Facile dire no tutti insieme, più difficile dire dei sì. Non c’è il rischio di un’Unione- bis?
Ma il nodo delle alleanze è ineludibile. In tutta Europa il modello bipolare è pluripartitico: in Italia non ci sono due partiti ma due coalizioni.

Ma la vocazione maggioritaria…
La vocazione maggioritaria significa che il Pd deve avere un consenso largo ma che non è esclusivo e che ha la capacità di guidare una coalizione.
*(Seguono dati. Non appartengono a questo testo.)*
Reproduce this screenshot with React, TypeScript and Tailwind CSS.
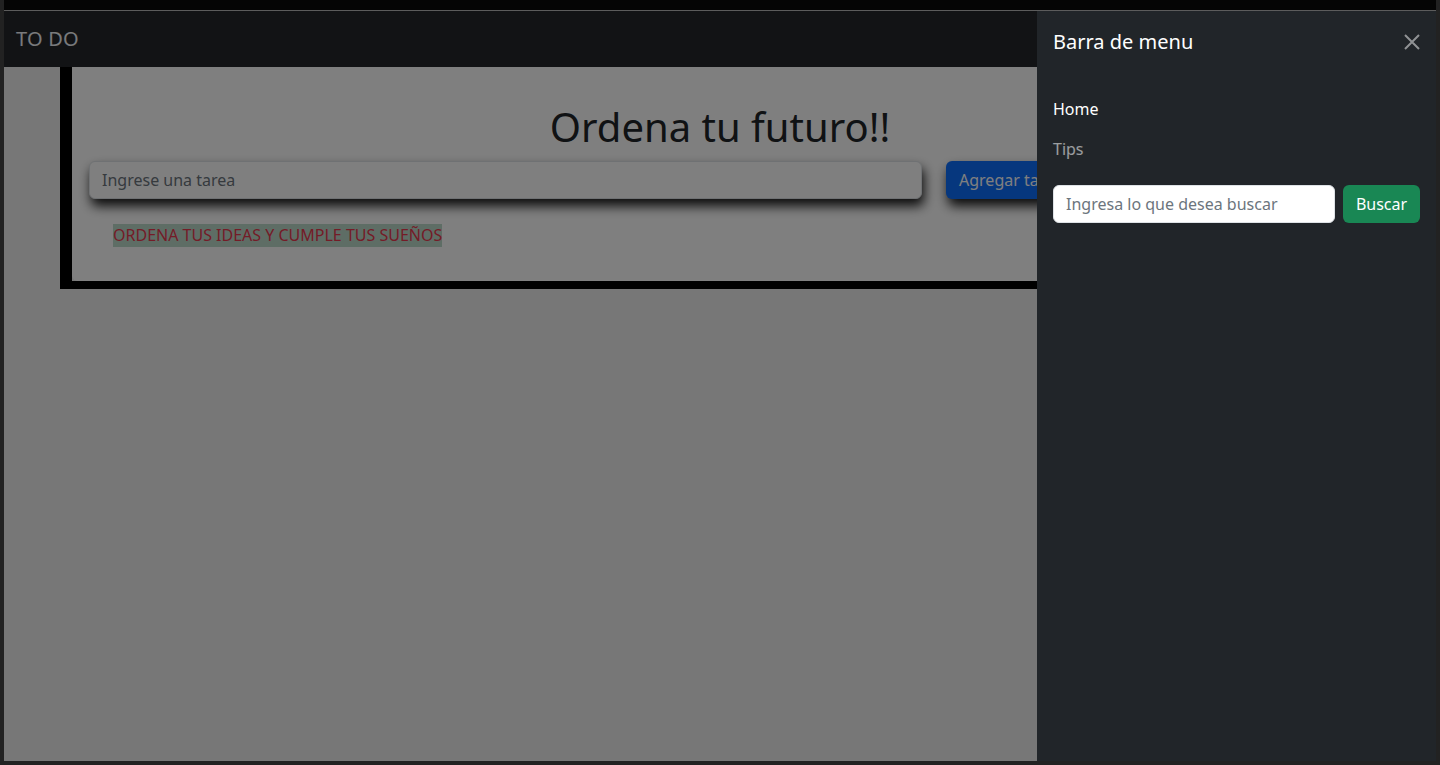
import React from "react";

export default function App() {
  return (
    <div
      className="w-[1440px] h-[765px] bg-[#222222] px-[4px] pb-[4px] flex flex-col overflow-hidden"
      style={{ fontFamily: '"Noto Sans", "Open Sans", sans-serif' }}
    >
      <div className="h-[10px] bg-[#050505] shrink-0" />
      <div className="h-px bg-[#5c5c5c] shrink-0" />
      <div className="relative flex-1 bg-[#eeeeee] overflow-hidden">
        {/* Navbar */}
        <nav className="h-[56px] bg-[#24262a] flex items-center px-[12px]">
          <span className="text-[20px] text-[#f2f4f8] tracking-[0.2px]">TO DO</span>
        </nav>

        {/* Main content */}
        <div className="mx-[56px] border-x-[12px] border-b-[8px] border-black">
          <div className="bg-white rounded-b-[6px] pt-[36px] pb-[34px] px-[17px]">
            <h1 className="text-center text-[40px] leading-[48px] text-[#212529] font-normal">
              Ordena tu futuro!!
            </h1>
            <div className="mt-[10px] flex items-center gap-[24px]">
              <div className="w-[833px] h-[38px] rounded-[6px] border border-[#dee2e6] bg-white flex items-center px-[12px] shadow-[2px_7px_12px_rgba(0,0,0,0.9)]">
                <span className="text-[16px] text-[#6c757d]">Ingrese una tarea</span>
              </div>
              <button className="h-[38px] px-[13px] rounded-[6px] bg-[#0d6efd] text-[16px] text-white whitespace-nowrap shadow-[2px_7px_12px_rgba(0,0,0,0.9)]">
                Agregar tarea
              </button>
            </div>
            <div className="mt-[24px] pl-[24px]">
              <span className="inline-block bg-[#bcdacb] text-[#e8384f] text-[16px] leading-[23px]">
                ORDENA TUS IDEAS Y CUMPLE TUS SUEÑOS
              </span>
            </div>
          </div>
        </div>

        {/* Backdrop */}
        <div className="absolute inset-0 bg-black/50" />

        {/* Offcanvas */}
        <div className="absolute top-0 right-0 bottom-0 w-[399px] bg-[#212529] text-white flex flex-col">
          <div className="flex items-center justify-between p-[16px]">
            <h5 className="text-[20px] leading-[30px] font-normal text-white">Barra de menu</h5>
            <button className="w-[16px] h-[16px] opacity-50">
              <svg viewBox="0 0 16 16" width="16" height="16">
                <path d="M1 1 L15 15 M15 1 L1 15" stroke="#ffffff" strokeWidth="2" strokeLinecap="butt" />
              </svg>
            </button>
          </div>
          <div className="px-[16px] pt-[16px]">
            <ul className="flex flex-col">
              <li className="py-[8px] text-[16px] leading-[24px] text-white">Home</li>
              <li className="py-[8px] text-[16px] leading-[24px] text-white/55">Tips</li>
            </ul>
            <div className="mt-[16px] flex items-center gap-[8px]">
              <div className="w-[282px] h-[38px] rounded-[6px] bg-white border border-[#dee2e6] flex items-center px-[12px]">
                <span className="text-[16px] text-[#6c757d]">Ingresa lo que desea buscar</span>
              </div>
              <button className="w-[77px] h-[38px] rounded-[6px] bg-[#198754] text-white text-[16px]">
                Buscar
              </button>
            </div>
          </div>
        </div>
      </div>
    </div>
  );
}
Nessuno ha mai pensato di poter prendere il 51 per cento.

Questo giornale ha scritto che alla fine, il problema del Pd è sempre quello: il candidato premier. Sbagliamo?
È certamente un passaggio importante. Alleanze e candidati sono più facili da scegliere quando la prospettiva delle elezioni è concreta. Prima è più complicato, prevale la tattica… Però io sono favorevole allo schema europeo: il candidato è il leader del principale partito della coalizione.

Non servono le primarie?
Le primarie è giusto farle. E il Pd ci va con Bersani candidato premier. È moralmente ingiusto che il leader del partito più forte poi si debba fare da parte, lo lasci dire a me che sono stato segretario del partito più grande per sette anni…

Bersani, dunque. Se fosse la posizione di tutta Area democratica sarebbe una novità.
A parte che anche da noi possono esserci opinioni diverse, io penso che il congresso sembra ormai lontanissimo, con tutto quello che è successo dopo. Francamente far sopravvivere quella dialettica sarebbe ridicolo e anche poco spiegabile. Noi dobbiamo garantire un partito unito intorno a Bersani. Ciascuno naturalmente con il suo profilo, ma consapevoli tutti della responsabilità che abbiamo di fronte al nostro partito e al paese.